With two rich investors eyeing up the club -- Alisher Usmanov from Uzbekistan and American Stan Kroenke -- the potential is there for Arsenal to go the risky way of its Premier League rivals. Kroenke was recently invited on to the board as a partner and claimed that was the limit of his ambition with the club effectively run by shareholder Danny Fiszman.

Another vital development was the appointment of Ivan Gazidis from Major League Soccer to become the club's chief executive. Whichever players Wenger signs in the transfer window to stabilize the team's defense, it will be his relationship with Gazidis and whoever controls the boardroom that will be most crucial to the club.

Wenger's greatest dream is to win the Champions League, the one trophy that has eluded him in his momentous career. He was close in reaching the semifinals with Monaco, and even closer when Arsenal went to the 2006 final and lost narrowly to Barcelona.

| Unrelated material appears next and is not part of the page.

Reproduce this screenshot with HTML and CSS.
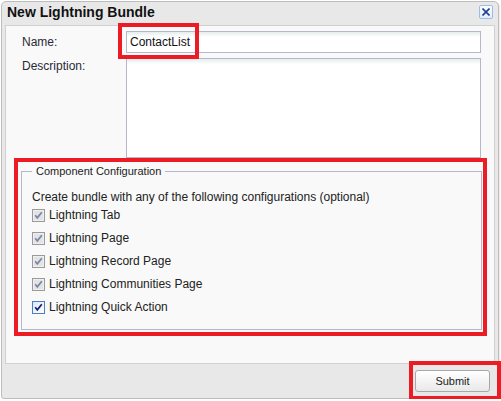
FILE: index.html
```html
<!DOCTYPE html>
<html>
<head>
<meta charset="utf-8">
<link rel="stylesheet" href="styles.css">
</head>
<body>
<div class="dialog">
  <div class="titlebar">
    <span class="title">New Lightning Bundle</span>
    <button class="close" aria-label="Close">
      <svg width="8" height="8" viewBox="0 0 8 8"><path d="M0.5 0.5 L7.5 7.5 M7.5 0.5 L0.5 7.5" stroke="#1d3f8f" stroke-width="1.6" fill="none"/></svg>
    </button>
  </div>
  <div class="panel">
    <div class="form-row">
      <label class="lbl lbl-mid">Name:</label>
      <div class="field-wrap">
        <input class="text-in" type="text" value="ContactList">
        <span class="hl hl-name"></span>
      </div>
    </div>
    <div class="form-row row-desc">
      <label class="lbl lbl-top">Description:</label>
      <textarea class="text-area"></textarea>
    </div>
    <div class="hl-box">
      <fieldset class="fs">
        <legend class="fs-legend">Component Configuration</legend>
        <div class="fs-intro">Create bundle with any of the following configurations (optional)</div>
        <div class="cb-row">
          <span class="cb cb-dis"><svg width="13" height="13" viewBox="0 0 13 13"><rect x="0.5" y="0.5" width="12" height="12" fill="#e3e3e3" stroke="#9a9a9a"/><rect x="1.5" y="1.5" width="10" height="10" fill="none" stroke="#efefef"/><path d="M3.2 6.3 L5.3 8.8 L9.8 3.3" fill="none" stroke="#7686ac" stroke-width="1.7"/></svg></span>
          <span class="cb-label">Lightning Tab</span>
        </div>
        <div class="cb-row">
          <span class="cb cb-dis"><svg width="13" height="13" viewBox="0 0 13 13"><rect x="0.5" y="0.5" width="12" height="12" fill="#e3e3e3" stroke="#9a9a9a"/><rect x="1.5" y="1.5" width="10" height="10" fill="none" stroke="#efefef"/><path d="M3.2 6.3 L5.3 8.8 L9.8 3.3" fill="none" stroke="#7686ac" stroke-width="1.7"/></svg></span>
          <span class="cb-label">Lightning Page</span>
        </div>
        <div class="cb-row">
          <span class="cb cb-dis"><svg width="13" height="13" viewBox="0 0 13 13"><rect x="0.5" y="0.5" width="12" height="12" fill="#e3e3e3" stroke="#9a9a9a"/><rect x="1.5" y="1.5" width="10" height="10" fill="none" stroke="#efefef"/><path d="M3.2 6.3 L5.3 8.8 L9.8 3.3" fill="none" stroke="#7686ac" stroke-width="1.7"/></svg></span>
          <span class="cb-label">Lightning Record Page</span>
        </div>
        <div class="cb-row">
          <span class="cb cb-dis"><svg width="13" height="13" viewBox="0 0 13 13"><rect x="0.5" y="0.5" width="12" height="12" fill="#e3e3e3" stroke="#9a9a9a"/><rect x="1.5" y="1.5" width="10" height="10" fill="none" stroke="#efefef"/><path d="M3.2 6.3 L5.3 8.8 L9.8 3.3" fill="none" stroke="#7686ac" stroke-width="1.7"/></svg></span>
          <span class="cb-label">Lightning Communities Page</span>
        </div>
        <div class="cb-row">
          <span class="cb"><svg width="13" height="13" viewBox="0 0 13 13"><defs><linearGradient id="cbg" x1="0" y1="0" x2="1" y2="1"><stop offset="0" stop-color="#dbe6f4"/><stop offset="1" stop-color="#ffffff"/></linearGradient></defs><rect x="0.5" y="0.5" width="12" height="12" fill="url(#cbg)" stroke="#4a7fc4"/><path d="M3.2 6.3 L5.3 8.8 L9.8 3.3" fill="none" stroke="#14206e" stroke-width="1.7"/></svg></span>
          <span class="cb-label">Lightning Quick Action</span>
        </div>
      </fieldset>
    </div>
  </div>
  <div class="footer">
    <div class="btn-wrap">
      <button class="btn">Submit</button>
      <span class="hl hl-submit"></span>
    </div>
  </div>
</div>
</body>
</html>
```

FILE: styles.css
```css
* { box-sizing: border-box; }
html, body { margin: 0; padding: 0; background: #ffffff; overflow: hidden; }
body { font-family: "Liberation Sans", Arial, sans-serif; font-size: 12px; color: #222; }

.dialog {
  margin: 1px 0 0 1px;
  width: 498px;
  height: 398px;
  border: 1px solid #bdbdbd;
  border-radius: 5px 5px 3px 3px;
  background: #e8e8e8;
  padding: 0 3px;
  display: flex;
  flex-direction: column;
  box-shadow: 1px 1px 1px rgba(0,0,0,0.08);
}

.titlebar {
  height: 23px;
  display: flex;
  align-items: flex-start;
  justify-content: space-between;
  padding: 0 2px 0 2px;
}
.title {
  font-weight: bold;
  font-size: 14px;
  line-height: 21px;
  color: #111;
}
.close {
  margin-top: 3px;
  width: 14px;
  height: 14px;
  padding: 0;
  border: 1px solid #9cbce6;
  border-radius: 2px;
  background: linear-gradient(#fbfdff, #e2ecf9);
  display: flex;
  align-items: center;
  justify-content: center;
}
.close svg { display: block; }

.panel {
  height: 339px;
  border: 1px solid #d0d0d0;
  background: #f9f9f9;
  padding-top: 5px;
}

.form-row {
  display: flex;
  padding: 0 13px 0 16px;
}
.row-desc { margin-top: 5px; }
.lbl {
  width: 104px;
  flex: none;
  color: #2a2a36;
}
.lbl-mid { line-height: 22px; }
.lbl-top { line-height: 15px; padding-top: 1px; }

.field-wrap { position: relative; width: 355px; }
.text-in {
  display: block;
  width: 355px;
  height: 22px;
  border: 1px solid #b5b8c8;
  background: linear-gradient(#e6ecec 0, #ffffff 5px);
  padding: 0 3px;
  font: 12px "Liberation Sans", Arial, sans-serif;
  color: #111;
  outline: none;
}
.text-area {
  display: block;
  width: 355px;
  height: 100px;
  border: 1px solid #b5b8c8;
  background: linear-gradient(#e6ecec 0, #ffffff 5px);
  resize: none;
  margin: 0;
  padding: 2px 3px;
  font: 12px "Liberation Sans", Arial, sans-serif;
}

.hl {
  position: absolute;
  border: 4px solid #ed1c24;
  pointer-events: none;
}
.hl-name { left: -8px; top: -8px; width: 81px; height: 36px; }

.hl-box {
  margin: 0 7px 0 8px;
  border: 4px solid #ed1c24;
  padding: 3px 1px 2px 3px;
}
.fs {
  margin: 0;
  border: 1px solid #b5b8c8;
  padding: 12px 10px 10px 10px;
  min-width: 0;
}
.fs-legend {
  padding: 0 4px;
  font-size: 11px;
  line-height: 13px;
  color: #222;
}
.fs-intro { line-height: 14px; color: #222; }
.cb-row {
  height: 23px;
  display: flex;
  align-items: center;
}
.cb { width: 13px; height: 13px; flex: none; margin-right: 4px; }
.cb svg { display: block; }
.cb-label { color: #222; line-height: 15px; }

.footer {
  flex: 1;
  display: flex;
  justify-content: flex-end;
  align-items: flex-start;
  padding: 6px 5px 0 0;
}
.btn-wrap { position: relative; }
.btn {
  display: block;
  width: 75px;
  height: 22px;
  border: 1px solid #a8a8a8;
  border-radius: 3px;
  background: linear-gradient(#ffffff, #e9e9e9);
  font: 11px "Liberation Sans", Arial, sans-serif;
  color: #222;
  padding: 0;
}
.hl-submit { left: -6px; top: -9px; width: 92px; height: 39px; }
```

If the arrival of Gazidis brings some calm to the Gunners off the field, it will be a real possibility to claim the Champions League this season when so many big names will be knocked out in the second round. That Champions League draw -- Manchester United vs. Inter Milan, Chelsea vs. Juventus and Real Madrid vs. Liverpool -- will be a stirring test of the Premier League's bold claim to be the best in the world at the moment.

For all the hype that surrounds the English top flight, the truth is, so far, this has been a mediocre season in terms of quality. Liverpool has been dull, United well below its best and Chelsea beginning to become fractious, not least because Abramovich is refusing to spend more over-the-top money on new players. While there was bullish optimism in most of the English media about the Champions League draw, a more realistic assessment is surely that these three matches are all 50-50 encounters in which either side might win.

And watch out for banner headlines of gloom and doom if the Premier League giants were to be defeated.